Now I am bold to say, that nothing can be more unreasonable than that an author who could have produced such a summary of the patriarchal history as Acts 7 should make the blunder supposed to be made in verse 16. The mere literal authority would lead to correct it by leaving out Abraham; but the internal evidence would lead me, I confess, to believe "the sons of Emmor the father of Sychem" interpolated; and it would run thus: "in the sepulcher which Abraham bought for a sum of money." I would add, that the Peschito Syriac reads the verbs in the singular: "Jacob died, as also our fathers, and was carried over to Sychem, and laid in the tomb which Abraham bought for a sum of money." The point seems to be, that he had it when Israel was not in possession of the land, Sychem being mentioned as showing God's title over the whole land: for it was now the seat of Samaritanism, a point in Stephen's speech of moment, as was his showing that the best and most blessed of their ancestors had nothing there at all but what they bought-were still pilgrims and strangers, as the saints now were becoming through the Jews' rejection of Messiah and the Holy Ghost's testimony in Stephen's own person. It is the whole tenor and bearing of Stephen's speech-the rejection of the lawgiver whom God sent as a deliverer, and the delivering to the Gentiles Him who was their preserver of life, and hence the stranger's place for the true-hearted, Solomon's temple itself being rejected by the testimony of their own prophets. Some one, seeing "Sychem, where Jacob was carried over," added the "Emmor father of Sychem," and left "Abraham" in the text.

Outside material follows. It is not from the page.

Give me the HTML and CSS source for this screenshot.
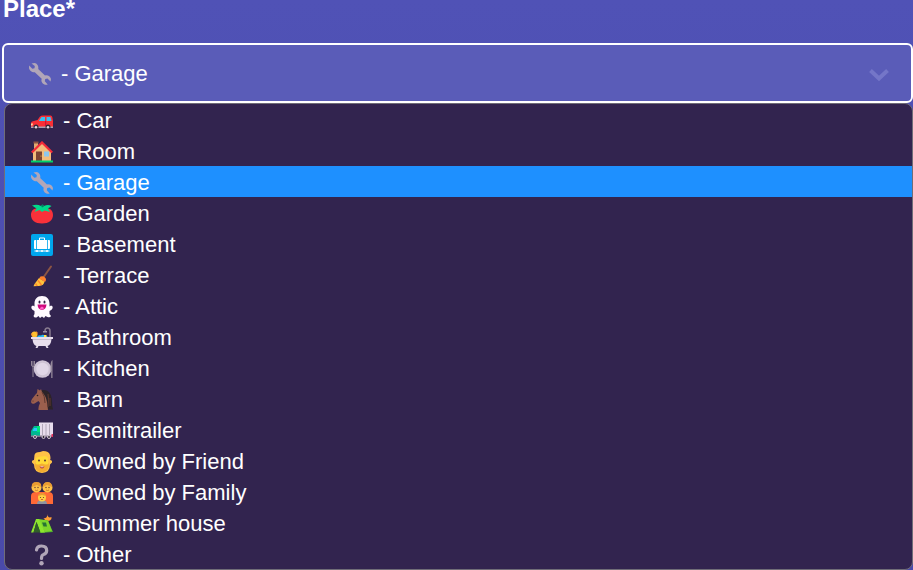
FILE: index.html
```html
<!DOCTYPE html>
<html lang="en">
<head>
<meta charset="utf-8">
<title>Place</title>
<link rel="stylesheet" href="styles.css">
</head>
<body>
<svg class="sprite" aria-hidden="true">
  <symbol id="wrench" viewBox="0 0 22 22">
    <path fill="#b1a6b8" d="M2.500 .5 5.500 0C8.500.5 9.800 3.200 9.200 6L16 12.500C18.700 11.800 21.400 13.400 22 16L21.500 18.500 18.500 15.600 16.200 16 15.800 18.200 18.700 21.500C15.500 22.400 12.400 20 12.400 17.200L12.700 15.700 5.800 9.200C3 9.500 .2 7.500 0 4.700L.2 2.500 3.300 5.800 5.500 5.200 5.800 3Z"/>
  </symbol>
  <symbol id="car" viewBox="0 0 22 22">
    <path fill="#f92f35" d="M1 11.500 6.500 10 9 6.500Q10 5.500 11.500 5.500H19.500Q21 5.500 21.300 7L22 11V17Q22 18 21 18H1Q0 18 0 17V13Q0 12 1 11.500Z"/>
    <path fill="#35c3f5" d="M8 10.500 10.500 7H14V11H8ZM15.500 7H19.500L20.500 11H15.500Z"/>
    <path fill="#a99daf" d="M0 16.500H22V18H0Z"/>
    <path fill="#ffdca0" d="M0 13.500H2L1.500 15.500H0Z"/>
    <path fill="#ca0b3a" d="M14.200 11H15.200V16H14.200Z"/>
    <circle cx="5" cy="17" r="2.500" fill="#302b38"/><circle cx="5" cy="17.200" r="1.300" fill="#e3d5e4"/>
    <circle cx="17" cy="17" r="2.500" fill="#302b38"/><circle cx="17" cy="17.200" r="1.300" fill="#e3d5e4"/>
  </symbol>
  <symbol id="house" viewBox="0 0 22 22">
    <path fill="#e0aa70" d="M3 2H7V9H3Z"/><path fill="#8c5543" d="M2.500 .5H7.500V2.500H2.500Z"/>
    <path fill="#f3bd7b" d="M11 2 20 11V20H2V11Z"/>
    <path fill="none" stroke="#f32b39" stroke-width="2.200" d="M.8 11.500 11 1.500 21.200 11.500"/>
    <path fill="#7d4533" d="M5 10.500H11V20H5Z"/><path fill="#8ec8ed" d="M13 10.500H18V15.500H13Z"/>
    <circle cx="10" cy="15" r=".6" fill="#f9c23c"/>
    <path fill="#00d26a" d="M0 19.500H22V21.500H0Z"/>
  </symbol>
  <symbol id="tomato" viewBox="0 0 22 22">
    <path fill="#f9313a" d="M11 6C18 4 22 7 22 12S18 20.500 11 20.500 0 17 0 12 4 4 11 6Z"/>
    <path fill="#00d98a" d="M1 2.500Q6 1 10 3L11.500 1.500 13 3Q17 1 20.500 3L17 5.500 19 9 13.500 7.500 11 9 8.500 7 3.500 9 5.500 5.500Z"/>
    <path fill="#008463" d="M10 2.500 12 1.500 13 3.500 11 4.500Z"/>
  </symbol>
  <symbol id="luggage" viewBox="0 0 22 22">
    <rect width="22" height="22" rx="2" fill="#00a6ed"/>
    <path fill="#fff" d="M4 6H5.200V15H4Q3 15 3 14V7Q3 6 4 6ZM6 6H16V15H6ZM16.800 6H18Q19 6 19 7V14Q19 15 18 15H16.800ZM3.500 16.500H18.500V17.500H3.500Z"/>
    <path fill="none" stroke="#fff" d="M8.500 6V4H13.500V6"/>
    <circle cx="6" cy="17" r="1" fill="#fff"/><circle cx="11" cy="17" r="1" fill="#fff"/><circle cx="16" cy="17" r="1" fill="#fff"/>
  </symbol>
  <symbol id="broom" viewBox="0 0 22 22">
    <path stroke="#8c5543" stroke-width="2" stroke-linecap="round" d="M20 1.500 12 13"/>
    <path fill="#ffc43c" d="M8 13 13.500 16.500Q13 20.500 8 21L2.500 21.200 3.500 19Z"/>
    <path fill="#ff822d" d="M9.500 11.500Q12 10.500 14 12.500T14 17L8 13.500ZM7.500 15 11 19.500 10 20.500 6.500 16ZM5 18 7 21H5.500L4 19Z"/>
  </symbol>
  <symbol id="ghost" viewBox="0 0 22 22">
    <path fill="#fffaff" d="M11 0C16 0 18.500 3.500 18.500 7.500V10.500L20 9.500Q22 9.500 21.700 12 21 14 18.500 15V18L20 20Q19 22 16.500 21L14.500 20 13 22 11 20.500 9 22 7.500 20 5.500 21.500Q3 22 2.500 20L3.500 18V15Q1 14 .3 12 0 9.500 2 9.500L3.500 10.500V7.500C3.500 3.500 6 0 11 0Z"/>
    <ellipse cx="8.500" cy="6" rx="1" ry="1.500" fill="#302044"/><ellipse cx="13.500" cy="6" rx="1" ry="1.500" fill="#302044"/>
    <path fill="#cf087c" d="M6.500 8.500H15.500Q15 13.500 11 14 7 13.500 6.500 8.500Z"/><path fill="#ff62c8" d="M9 12 11 10.500 13 12 12 13.500H9.500Z"/>
  </symbol>
  <symbol id="bath" viewBox="0 0 22 22">
    <path fill="none" stroke="#877a8e" stroke-width="1.500" d="M19 11V4Q19 1 16.500 1 14 1 14 4"/>
    <path fill="#998ea4" d="M12 4H16V5.500H12Z"/>
    <circle cx="3.500" cy="7.500" r="3" fill="#ffc02f"/><path fill="#ff942f" d="M-.5 6 2 7 1 9ZM5 4 7 6 5.500 7Z"/>
    <path fill="#26b7ed" d="M6 10Q7 7.500 10 8.500 12 7 14 9L18 10V12H5Z"/>
    <path fill="#ffe24a" d="M13 8H15.500V10H13Z"/>
    <path fill="#e8deed" d="M0 10H22V12H20.500Q20 18 16.500 19L17.500 21H15.500L14.500 19H7.500L6.500 21H4.500L5.500 19Q2 18 1.500 12H0Z"/>
    <path fill="#b9afbf" d="M2 12H20V12.700H2Z"/>
  </symbol>
  <symbol id="plate" viewBox="0 0 22 22">
    <circle cx="11.500" cy="11" r="8.800" fill="#cec3d5"/><circle cx="11.500" cy="11" r="6.200" fill="#e0d6e7"/>
    <path fill="none" stroke="#938799" d="M.5 3V7Q.5 8.500 2 8.500T3.500 7V3M2 3V19"/>
    <path fill="#938799" d="M21.500 2V20H20.200V13H19.500V7Q19.700 3 21.500 2Z"/>
  </symbol>
  <symbol id="horse" viewBox="0 0 22 22">
    <path fill="#2c2328" d="M8 2Q13 0 16.500 2 21 5 21 13 21 17 22 20.500H10Z"/>
    <path fill="#9b5f4d" d="M6 4 6.500 0 9 1.500 10 0 11 3Q15 7 16 13L17 21H7.500Q7 18 9 14L7.500 12 3.500 14.500Q1 15.500 .2 13.500 -.2 12 1 10L4.500 5.500Z"/>
    <path fill="none" stroke="#60392f" d="M11 3Q14 7 14 14M17 5Q18 10 17 18M19 9V17"/>
    <circle cx="6.500" cy="6.500" r=".8" fill="#281d20"/><circle cx="2" cy="12" r=".6" fill="#55302a"/>
  </symbol>
  <symbol id="truck" viewBox="0 0 22 22">
    <path fill="#e7dced" d="M8 2.500H22V17H8Z"/><path stroke="#b3a8ba" d="M11.500 4V15M15 4V15M18.500 4V15"/>
    <path fill="#00b890" d="M3 6H9V17H0V11Z"/><path fill="#28c8ff" d="M3 8H6V11H1.500Z"/>
    <path fill="#00e678" d="M6 6H9V12H6Z"/><path fill="#83788d" d="M0 15.500H22V17H0Z"/><path fill="#e6315c" d="M20.500 14H22V17H20.500Z"/>
    <g fill="#302b38" stroke="#d3c5d4"><circle cx="4" cy="17" r="1.500"/><circle cx="12.500" cy="17" r="1.500"/><circle cx="18" cy="17" r="1.500"/></g>
  </symbol>
  <symbol id="beard" viewBox="0 0 22 22">
    <path fill="#ffc247" d="M3.500 4Q4 1 9 1L12 0Q18 0 19 4T19 9Q21.500 9 21 11.500L19 13.500Q19 21.500 11 22 3 21.500 3 13.500L1 11.500Q.5 9 3 9Z"/>
    <path fill="#ffda38" d="M5 7Q8 5 11 5.500 15 4 17 7V15H5Z"/>
    <path fill="#f4ad32" d="M4 12Q5 14 8 13.500L11 12.500 14 13.500Q17 14 18 12 18.500 20.500 11 21.500 3.500 20.500 4 12Z"/>
    <circle cx="8" cy="9.500" r="1" fill="#5b3b36"/><circle cx="14" cy="9.500" r="1" fill="#5b3b36"/>
    <path fill="#b93b38" d="M8.500 15.500H13.500Q13 17.500 11 17.500T8.500 15.500Z"/><path fill="#fff" d="M9.500 15.500H12.500V16.200H9.500Z"/>
  </symbol>
  <symbol id="family" viewBox="0 0 22 22">
    <path fill="#ff6936" d="M0 22V14Q0 10 5 10H17Q22 10 22 14V22Z"/>
    <circle cx="5.500" cy="5.500" r="5" fill="#ffc247"/><circle cx="16.500" cy="5.500" r="5" fill="#ffc247"/>
    <path fill="#e99b32" d="M1 5Q0 0 5.500 0T10 5L6 3ZM12 5Q12 0 16.500 0T21 5L16 3Z"/>
    <g fill="#633c36"><circle cx="4" cy="5.500" r=".7"/><circle cx="7" cy="5.500" r=".7"/><circle cx="15" cy="5.500" r=".7"/><circle cx="18" cy="5.500" r=".7"/></g>
    <path fill="none" stroke="#b85b2c" stroke-width=".7" d="M4 8Q5.500 9 7 8M15 8Q16.500 9 18 8"/>
    <path fill="#8f949f" d="M6 22Q6 18 11 18T16 22Z"/><circle cx="11" cy="15.500" r="4" fill="#ffcf43"/>
    <path fill="#e99b32" d="M7 14Q8 11 11 11T15 14L11 13Z"/>
    <circle cx="9.500" cy="15.500" r=".6" fill="#633c36"/><circle cx="12.500" cy="15.500" r=".6" fill="#633c36"/><path stroke="#b82e39" stroke-width=".7" d="M10 17.500H12"/>
  </symbol>
  <symbol id="tent" viewBox="0 0 22 22">
    <path fill="#ff9f35" d="M16 1Q17 5 12.500 5.500 15 9 19 7.500 21 6.500 20.500 4 17 5.500 16 1Z"/>
    <path fill="#4caf2d" d="M6 6 17 7.500 22 19 9 20Z"/><path fill="#7ed52c" d="M6 6 17 7.500 21 18 14 19Z"/><path fill="#8de52e" d="M5 6 8 6 14 19.500H9.500L5.500 9 2.500 19.500H0Z"/>
    <path fill="#315f28" d="M5.500 9 9.500 19.500H2.500Z"/><path fill="#277534" d="M11 9.500H15L16 13.500H12.500Z"/>
  </symbol>
  <symbol id="question" viewBox="0 0 22 22">
    <path fill="none" stroke="#b1a6b8" stroke-width="3.200" stroke-linecap="round" d="M5.500 6Q6 2 10.500 2 15.700 2 15.700 6.500 15.700 9.500 12.500 10.500 10.500 11 10.500 14.500"/>
    <circle cx="10.500" cy="19.300" r="2.200" fill="#b1a6b8"/>
  </symbol>
</svg>
<main class="form">
  <label class="label" for="place">Place*</label>
  <div class="field">
    <select class="select" id="place">
      <option>- Car</option><option>- Room</option><option selected>- Garage</option><option>- Garden</option><option>- Basement</option><option>- Terrace</option><option>- Attic</option><option>- Bathroom</option><option>- Kitchen</option><option>- Barn</option><option>- Semitrailer</option><option>- Owned by Friend</option><option>- Owned by Family</option><option>- Summer house</option><option>- Other</option>
    </select>
    <svg class="icon field-icon" aria-hidden="true"><use href="#wrench"/></svg>
    <svg class="chevron" viewBox="0 0 20 14" aria-hidden="true"><path d="M1.500 2.500 10 10.500 18.500 2.500"/></svg>
  </div>
  <ul class="menu" role="listbox" aria-label="Place">
    <li class="option" role="option"><svg class="icon"><use href="#car"/></svg>- Car</li>
    <li class="option" role="option"><svg class="icon"><use href="#house"/></svg>- Room</li>
    <li class="option selected" role="option" aria-selected="true"><svg class="icon"><use href="#wrench"/></svg>- Garage</li>
    <li class="option" role="option"><svg class="icon"><use href="#tomato"/></svg>- Garden</li>
    <li class="option" role="option"><svg class="icon"><use href="#luggage"/></svg>- Basement</li>
    <li class="option" role="option"><svg class="icon"><use href="#broom"/></svg>- Terrace</li>
    <li class="option" role="option"><svg class="icon"><use href="#ghost"/></svg>- Attic</li>
    <li class="option" role="option"><svg class="icon"><use href="#bath"/></svg>- Bathroom</li>
    <li class="option" role="option"><svg class="icon"><use href="#plate"/></svg>- Kitchen</li>
    <li class="option" role="option"><svg class="icon"><use href="#horse"/></svg>- Barn</li>
    <li class="option" role="option"><svg class="icon"><use href="#truck"/></svg>- Semitrailer</li>
    <li class="option" role="option"><svg class="icon"><use href="#beard"/></svg>- Owned by Friend</li>
    <li class="option" role="option"><svg class="icon"><use href="#family"/></svg>- Owned by Family</li>
    <li class="option" role="option"><svg class="icon"><use href="#tent"/></svg>- Summer house</li>
    <li class="option" role="option"><svg class="icon"><use href="#question"/></svg>- Other</li>
  </ul>
</main>
</body>
</html>
```
FILE: styles.css
```css
* { box-sizing: border-box; }

body {
  margin: 0;
  min-height: 100vh;
  background: linear-gradient(#5052b6, #4a4aaa);
  color: #fff;
  font: 22px/31px "Liberation Sans", Arial, sans-serif;
}

.sprite { position: absolute; width: 0; height: 0; }

.form { padding-left: 2px; }

.label {
  display: block;
  height: 43px;
  padding-left: 1px;
  font-size: 24px;
  line-height: 18px;
  font-weight: bold;
}

.field { position: relative; }

.select {
  display: block;
  width: 100%;
  height: 60px;
  padding: 0 56px 0 57px;
  appearance: none;
  border: 2px solid #fff;
  border-radius: 6px;
  outline: 0;
  background: #5a5cb8;
  color: #fff;
  font: inherit;
}

.icon { flex: none; width: 22px; height: 22px; }

.field-icon {
  position: absolute;
  top: 20px;
  left: 27px;
  pointer-events: none;
}

.chevron {
  position: absolute;
  top: 25px;
  right: 24px;
  width: 20px;
  height: 14px;
  fill: none;
  stroke: #7476c8;
  stroke-width: 4px;
  pointer-events: none;
}

.menu {
  margin: 0 0 0 2px;
  padding: 0;
  list-style: none;
  overflow: hidden;
  background: #32244f;
  border: 1px solid #706d78;
  border-radius: 8px;
}

.option {
  display: flex;
  align-items: center;
  gap: 10px;
  height: 31px;
  padding: 2px 0 0 26px;
}

.selected { background: #1e90ff; }
```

In result, it is fully confessed that a difficulty exists in the text as it stands.
The reason assigned for it by the infidel is the most improbable of any, humanly speaking.
We are not in possession of means to correct with certainty the mistake that exists.
There is a very probable way of accounting for it, without doing any violence whatever to the text as it stands, when one word is omitted, or if the last words naming the persons are omitted; for the account of the transaction, if either be, is perfectly exact: the mistake is in the name only.
This last remark is material; namely, that it is a mistake which a transcriber might make, or a marginal reference to a name introduce: no moral error, no mistake, even in the facts, setting aside the name, exists. The teaching of the Holy Ghost in the passage is in no way in question, otherwise than in the insertion of a name.